**YOUR GOAL:** Identify and reproduce every line holding the string "React".

**INFORMATION SUPPLIED:**
▬▬▬▬▬▬▬▬▬▬

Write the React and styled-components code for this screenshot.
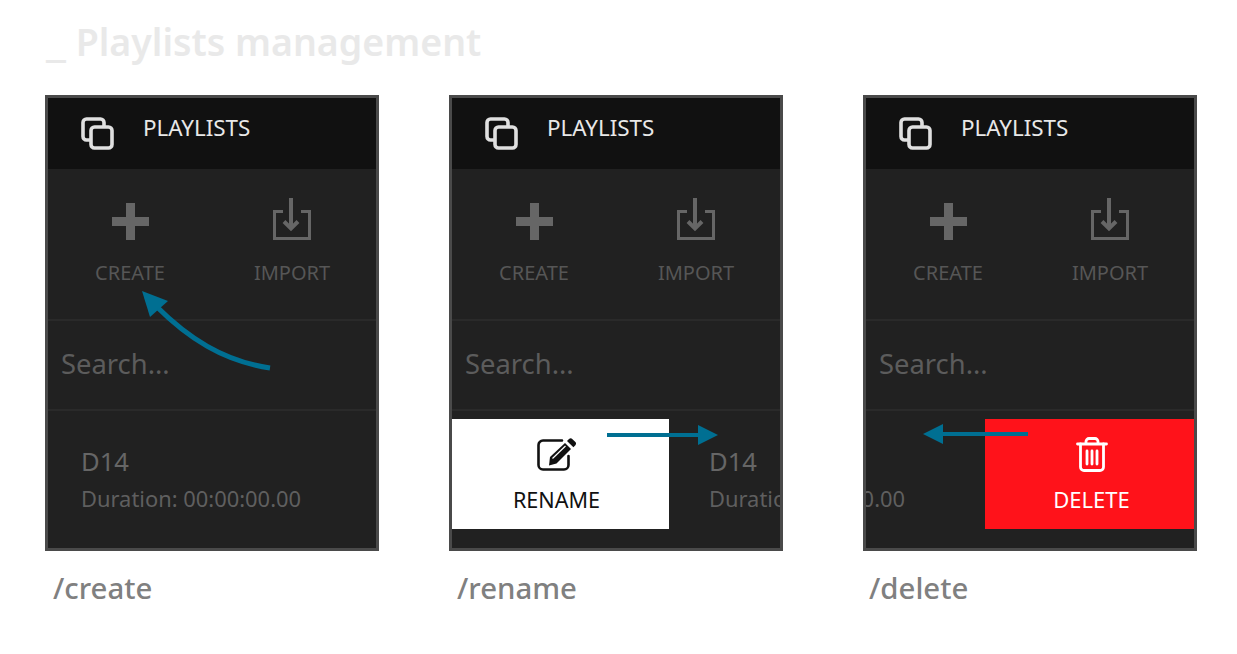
import React from "react";
import styled, { createGlobalStyle } from "styled-components";

const Global = createGlobalStyle`
  html, body { margin: 0; padding: 0; background: #fff; }
  body { font-family: "Noto Sans", "Open Sans", sans-serif; }
`;

const Page = styled.div`
  width: 1237px;
  height: 654px;
  box-sizing: border-box;
  padding: 17px 0 0 45px;
  overflow: hidden;
`;
const Title = styled.h1`
  margin: 0 0 25px 1px;
  height: 53px;
  font-size: 37.5px;
  line-height: 50px;
  font-weight: 600;
  color: #e9e9e9;
  white-space: nowrap;
`;
const Underscore = styled.span`
  font-size: 47px;
  line-height: 1px;
`;
const Columns = styled.div`
  display: flex;
`;
const Column = styled.section`
  width: 334px;
  margin-left: ${(p) => p.$gap || 0}px;
`;
const Phone = styled.div`
  position: relative;
  box-sizing: border-box;
  height: 456px;
  border: 3px solid #4a4a4a;
  background: #212121;
  display: flex;
  flex-direction: column;
  overflow: hidden;
`;
const Header = styled.header`
  height: 71px;
  box-sizing: border-box;
  flex: none;
  background: #111;
  display: flex;
  align-items: center;
  padding: 0 0 12px 33px;
  gap: 28px;
  color: #e8e8e8;
  font-size: 22.4px;
  line-height: 30px;
`;
const HeaderIcon = styled.div`
  display: flex;
  margin-top: 13px;
`;
const Actions = styled.div`
  height: 150px;
  flex: none;
  display: grid;
  grid-template-columns: 162px 162px;
  padding-left: 1px;
  border-bottom: 2px solid #2a2a2a;
`;
const Action = styled.div`
  display: flex;
  flex-direction: column;
  align-items: center;
  color: #565656;
  font-size: 20px;
  line-height: 26px;
  padding-top: 23px;
`;
const IconSlot = styled.div`
  height: 48px;
  margin-bottom: 20px;
  display: flex;
  align-items: flex-end;
  padding-left: ${(p) => p.$nudge || 0}px;
`;
const Search = styled.div`
  height: 88px;
  box-sizing: border-box;
  flex: none;
  display: flex;
  align-items: center;
  padding: 0 0 4px 13px;
  font-size: 27.4px;
  color: #5c5c5c;
`;
const Divider = styled.div`
  flex: none;
  height: 2px;
  background: #2a2a2a;
`;
const Row = styled.div`
  display: flex;
  align-items: stretch;
  height: 110px;
  margin-top: 8px;
  white-space: nowrap;
  overflow: hidden;
`;
const Item = styled.div`
  flex: none;
  width: 220px;
  margin-left: ${(p) => p.$left}px;
  display: flex;
  flex-direction: column;
  padding-top: 25px;
`;
const ItemName = styled.div`
  font-size: 25.6px;
  line-height: 36px;
  color: #666;
`;
const ItemMeta = styled.div`
  font-size: 21.9px;
  line-height: 30px;
  margin-top: 4px;
  color: #5f5f5f;
`;
const Swipe = styled.div`
  flex: none;
  width: ${(p) => p.$width}px;
  margin-left: ${(p) => (p.$auto ? "auto" : "0")};
  padding: 17px ${(p) => p.$right || 0}px 0 ${(p) => p.$leftPad || 0}px;
  background: ${(p) => p.$bg};
  color: ${(p) => p.$fg};
  display: flex;
  flex-direction: column;
  align-items: center;
  font-size: ${(p) => p.$size}px;
  line-height: 27px;
  box-sizing: border-box;
`;
const SwipeIcon = styled.div`
  height: 37px;
  margin-bottom: 13px;
  display: flex;
  align-items: center;
`;
const Caption = styled.div`
  margin: 19px 0 0 ${(p) => p.$left}px;
  font-size: 29.4px;
  line-height: 36px;
  font-weight: 500;
  color: #808080;
`;
const Overlay = styled.svg`
  position: absolute;
  left: 0;
  top: 0;
  pointer-events: none;
`;

const CopyIcon = () => (
  <svg width="34" height="34" viewBox="0 0 34 34" fill="none" stroke="#e0e0e0" strokeWidth="3.6">
    <rect x="2" y="2" width="21" height="21" rx="3.5" />
    <rect x="10" y="10" width="21" height="21" rx="3.5" fill="#111" />
  </svg>
);
const PlusIcon = () => (
  <svg width="37" height="37" viewBox="0 0 37 37" fill="#666">
    <rect x="14" y="0" width="9" height="37" />
    <rect x="0" y="14" width="37" height="9" />
  </svg>
);
const ImportIcon = () => (
  <svg width="38" height="42" viewBox="0 0 38 42" fill="none" stroke="#666">
    <path d="M10 13.5H1.5V40.5H36.5V13.5H28" strokeWidth="3" />
    <path d="M18 0V30" strokeWidth="4" />
    <path d="M11 23.5L18 30.5L25 23.5" strokeWidth="4" />
  </svg>
);
const EditIcon = () => (
  <svg width="41" height="34" viewBox="0 0 41 34">
    <path d="M26 2.5H7a4.5 4.5 0 0 0-4.5 4.5v20A4.5 4.5 0 0 0 7 31.5h21a4.5 4.5 0 0 0 4.5-4.5V18" fill="none" stroke="#111" strokeWidth="2.6" strokeLinecap="round" />
    <path d="M14 19L29 5l6 6L20.5 25.5l-7.5 2z" fill="#111" />
    <path d="M31 3l2-2c1-1 2.4-1 3.2-.1l3.2 3.2c.9.9.9 2.2 0 3.1l-2 2z" fill="#111" />
    <path d="M16.5 20.5L29.5 8" stroke="#fff" strokeWidth="1.2" />
  </svg>
);
const TrashIcon = () => (
  <svg width="32" height="35" viewBox="0 0 32 35" fill="none" stroke="#fff" strokeWidth="2.8" strokeLinecap="round">
    <path d="M1.5 7H30.5" />
    <path d="M4.5 7V30a3.5 3.5 0 0 0 3.5 3.5H24a3.5 3.5 0 0 0 3.5-3.5V7" />
    <path d="M10 6.5V4.5A3 3 0 0 1 13 1.5H19a3 3 0 0 1 3 3V6.5" />
    <path d="M11 14V27M16 14V27M21 14V27" />
  </svg>
);

const Panel = ({ children, row }) => (
  <Phone>
    <Header>
      <HeaderIcon><CopyIcon /></HeaderIcon>
      <span>PLAYLISTS</span>
    </Header>
    <Actions>
      <Action>
        <IconSlot $nudge={1}><PlusIcon /></IconSlot>
        CREATE
      </Action>
      <Action>
        <IconSlot><ImportIcon /></IconSlot>
        IMPORT
      </Action>
    </Actions>
    <Search>Search...</Search>
    <Divider />
    {row}
    {children}
  </Phone>
);

const Entry = ({ left }) => (
  <Item $left={left}>
    <ItemName>D14</ItemName>
    <ItemMeta>Duration: 00:00:00.00</ItemMeta>
  </Item>
);

const TEAL = "#006f92";

export default function App() {
  return (
    <Page>
      <Global />
      <Title><Underscore>_</Underscore> Playlists management</Title>
      <Columns>
        <Column>
          <Panel row={<Row><Entry left={33} /></Row>}>
            <Overlay width="328" height="450">
              <path d="M222 270C175 263 140 240 108 208" fill="none" stroke={TEAL} strokeWidth="5" />
              <path d="M94 193L120 203L102 219z" fill={TEAL} />
            </Overlay>
          </Panel>
          <Caption $left={8}>/create</Caption>
        </Column>
        <Column $gap={70}>
          <Panel
            row={
              <Row>
                <Swipe $width={217} $right={8} $size={21.6} $bg="#fff" $fg="#111">
                  <SwipeIcon><EditIcon /></SwipeIcon>
                  RENAME
                </Swipe>
                <Entry left={40} />
              </Row>
            }
          >
            <Overlay width="328" height="450">
              <rect x="155" y="335" width="92" height="4" fill={TEAL} />
              <path d="M266 337L246 327V347z" fill={TEAL} />
            </Overlay>
          </Panel>
          <Caption $left={8}>/rename</Caption>
        </Column>
        <Column $gap={80}>
          <Panel
            row={
              <Row>
                <Entry left={-181} />
                <Swipe $width={209} $auto $leftPad={4} $size={22} $bg="#ff121a" $fg="#fff">
                  <SwipeIcon><TrashIcon /></SwipeIcon>
                  DELETE
                </Swipe>
              </Row>
            }
          >
            <Overlay width="328" height="450">
              <rect x="76" y="334" width="86" height="4" fill={TEAL} />
              <path d="M57 336L77 326V346z" fill={TEAL} />
            </Overlay>
          </Panel>
          <Caption $left={6}>/delete</Caption>
        </Column>
      </Columns>
    </Page>
  );
}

▬▬▬▬▬▬▬▬▬▬

**TASK RESULT:**
Write the React and styled-components code for this screenshot.
import React from "react";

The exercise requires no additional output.